The bear counter is simpler: every cycle felt different at the top. The 2000 dot-com peak, the 2007 mobile peak, the 2017 cloud peak all came with structural-shift arguments that did not survive the next twelve months.
The truth is likely somewhere between.
Memory will probably still be cyclical, but the cycle floor and amplitude could be permanently higher because the AI demand layer sits underneath the consumer cycle that historically drove the busts.
The Investor Takeaway
What the May 2026 milestone really represents is the moment the market started pricing Micron as an AI infrastructure stock rather than a memory commodity.
Whether that re-rating fully holds depends on three things the company does not entirely control: hyperscaler capex durability, competitor execution, and the macro environment.
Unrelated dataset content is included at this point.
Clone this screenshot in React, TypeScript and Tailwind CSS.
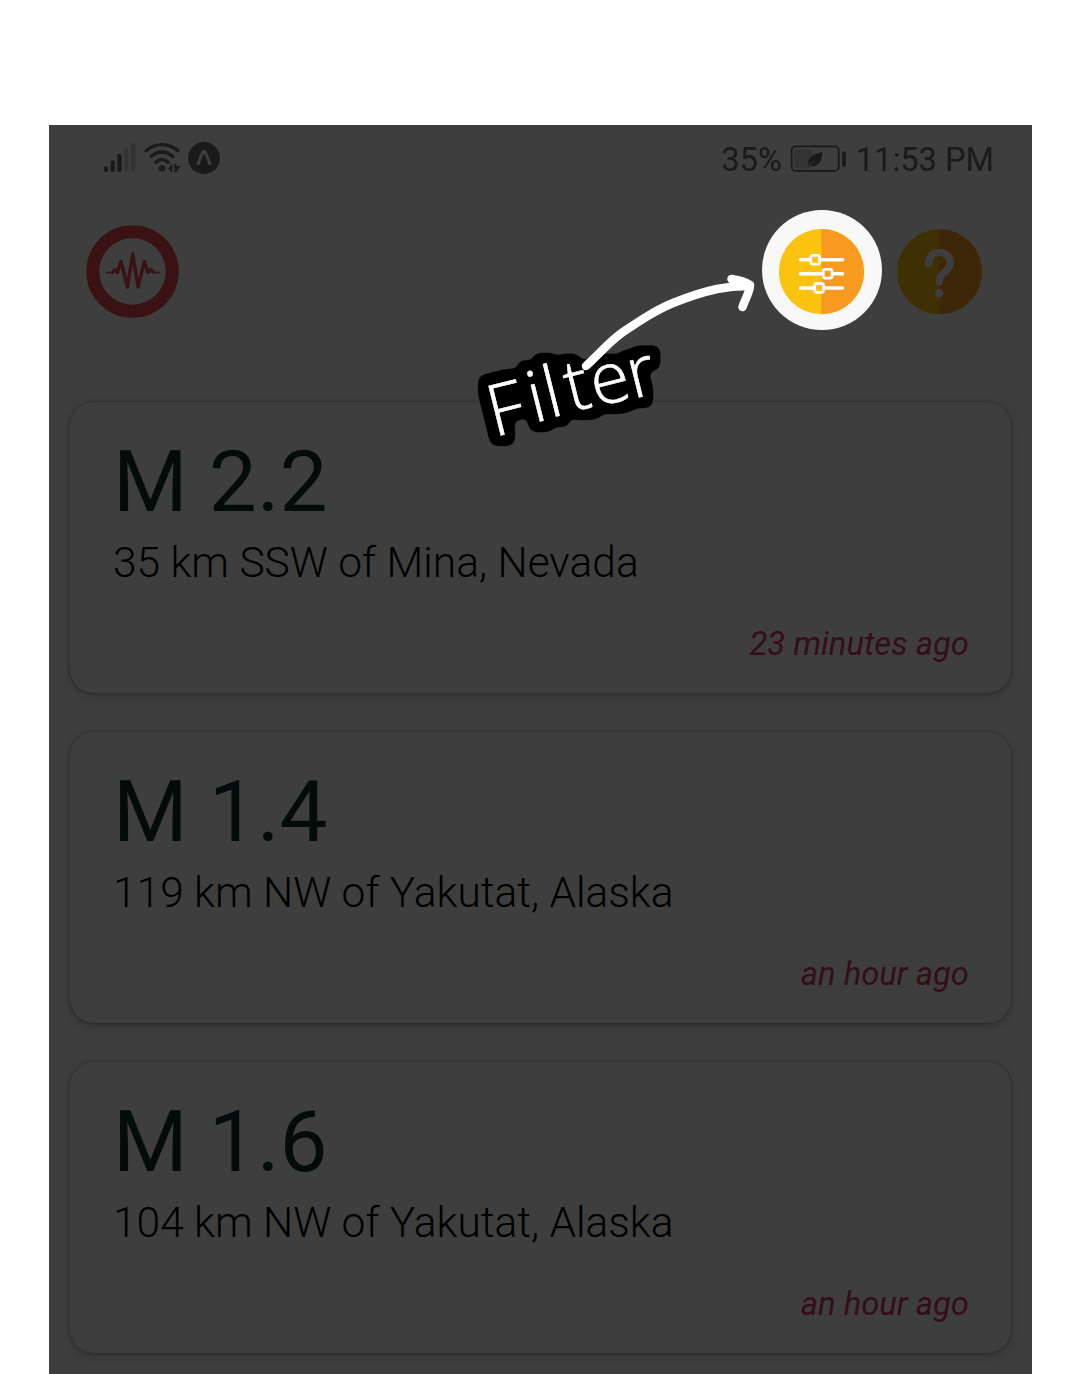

What Micron does control, it is executing well.
HBM4 is in volume, HBM4E is on schedule, U.S. capacity is being added with bipartisan policy support, and customer contracting is moving toward multi-year structures.
FINAL FRAMING - WHAT TO WATCH
- Hyperscaler 2027 capex guidance (next 2-3 quarters)
- Q3 FY2026 earnings: late June 2026
- HBM4E sampling milestones and customer wins
- Any commentary on 2027 sold-out status
- Margin trajectory beyond Q3 81% guide
- New York fab construction progress
The comparison with Nvidia will likely remain imperfect.
Nvidia owns the platform, Micron supplies a critical component, and those two roles command different valuations across history.
What is now clear is that the AI build-out has lifted memory from a commodity afterthought to a strategically scarce input, and the equity market has woken up to the implications.
Whether the next leg up comes from the bears capitulating or from a genuinely new earnings power emerging, the trade has moved well beyond a pure cyclical bounce.
For long-horizon investors, the question to wrestle with is not whether Micron is the new Nvidia, but whether the current memory profit pool is structurally larger than at any prior peak.
The evidence so far points yes, with the caveat that the industry’s track record of eventually breaking its own pricing discipline remains intact.